* DATASET EXCERPTS *

***

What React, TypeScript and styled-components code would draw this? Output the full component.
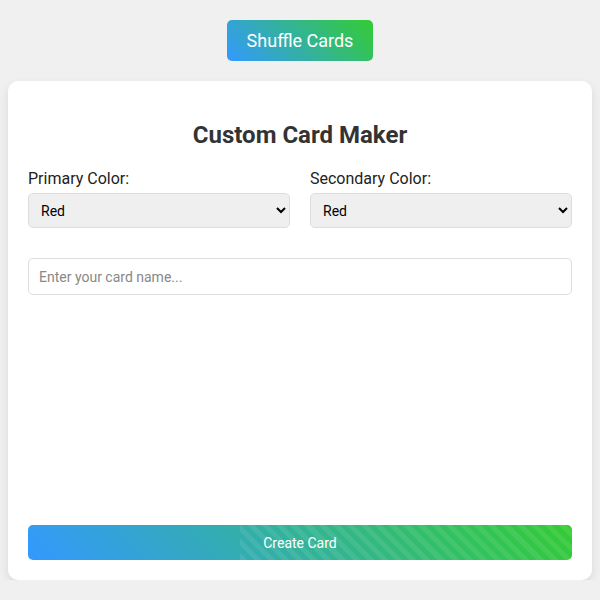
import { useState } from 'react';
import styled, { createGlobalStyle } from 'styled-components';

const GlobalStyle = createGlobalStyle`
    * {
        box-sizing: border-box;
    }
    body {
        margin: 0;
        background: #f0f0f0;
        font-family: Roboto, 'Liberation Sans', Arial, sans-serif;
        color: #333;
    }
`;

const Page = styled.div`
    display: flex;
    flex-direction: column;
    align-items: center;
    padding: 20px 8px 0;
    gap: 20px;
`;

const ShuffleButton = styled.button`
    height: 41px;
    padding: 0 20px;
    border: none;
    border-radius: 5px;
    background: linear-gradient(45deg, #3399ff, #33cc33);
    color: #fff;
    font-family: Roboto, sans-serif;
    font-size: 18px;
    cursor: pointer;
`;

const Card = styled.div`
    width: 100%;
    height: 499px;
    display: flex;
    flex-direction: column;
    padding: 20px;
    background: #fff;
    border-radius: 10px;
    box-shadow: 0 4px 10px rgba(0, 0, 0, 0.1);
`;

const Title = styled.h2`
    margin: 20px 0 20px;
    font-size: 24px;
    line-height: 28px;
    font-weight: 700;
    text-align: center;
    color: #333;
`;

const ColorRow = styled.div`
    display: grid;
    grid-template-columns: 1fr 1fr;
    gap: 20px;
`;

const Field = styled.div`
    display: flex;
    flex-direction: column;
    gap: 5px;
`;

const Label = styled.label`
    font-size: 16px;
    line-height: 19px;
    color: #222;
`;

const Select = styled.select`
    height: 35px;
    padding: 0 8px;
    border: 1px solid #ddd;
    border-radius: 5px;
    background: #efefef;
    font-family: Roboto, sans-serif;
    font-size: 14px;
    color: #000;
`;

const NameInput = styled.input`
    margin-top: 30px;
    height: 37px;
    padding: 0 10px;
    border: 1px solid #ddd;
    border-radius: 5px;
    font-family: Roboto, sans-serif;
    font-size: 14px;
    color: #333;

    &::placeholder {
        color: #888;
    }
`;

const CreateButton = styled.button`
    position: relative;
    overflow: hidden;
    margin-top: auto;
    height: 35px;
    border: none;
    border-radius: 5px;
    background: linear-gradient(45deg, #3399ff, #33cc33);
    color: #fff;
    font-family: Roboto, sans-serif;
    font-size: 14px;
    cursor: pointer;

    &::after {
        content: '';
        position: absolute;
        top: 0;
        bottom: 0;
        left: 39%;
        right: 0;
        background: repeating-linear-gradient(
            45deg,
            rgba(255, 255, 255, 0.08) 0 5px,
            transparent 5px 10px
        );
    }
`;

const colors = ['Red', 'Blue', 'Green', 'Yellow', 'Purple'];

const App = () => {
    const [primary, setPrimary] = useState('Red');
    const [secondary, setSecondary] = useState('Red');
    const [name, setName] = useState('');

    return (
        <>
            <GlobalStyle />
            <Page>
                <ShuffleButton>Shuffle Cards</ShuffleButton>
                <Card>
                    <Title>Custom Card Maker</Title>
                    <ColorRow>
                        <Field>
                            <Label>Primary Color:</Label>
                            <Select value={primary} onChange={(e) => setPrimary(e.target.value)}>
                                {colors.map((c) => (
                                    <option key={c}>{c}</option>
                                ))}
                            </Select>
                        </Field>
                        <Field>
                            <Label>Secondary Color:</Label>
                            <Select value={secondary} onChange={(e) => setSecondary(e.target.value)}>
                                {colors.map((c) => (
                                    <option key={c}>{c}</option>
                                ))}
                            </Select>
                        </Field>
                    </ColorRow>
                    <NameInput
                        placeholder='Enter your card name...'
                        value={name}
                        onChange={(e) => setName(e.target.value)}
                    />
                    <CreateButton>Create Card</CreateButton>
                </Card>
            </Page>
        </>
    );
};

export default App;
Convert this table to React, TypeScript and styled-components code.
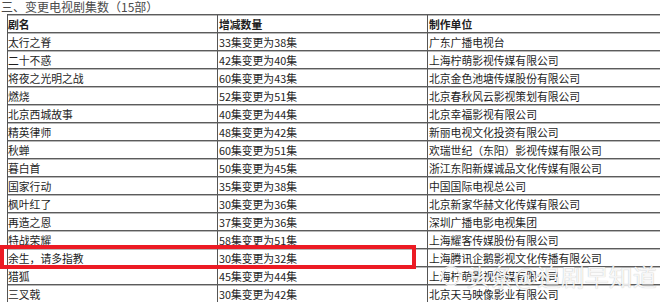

***

* GOAL *
In how many lines does the word "code" appear? Respond with the number alone.

* ANSWER TO THIS TASK *
2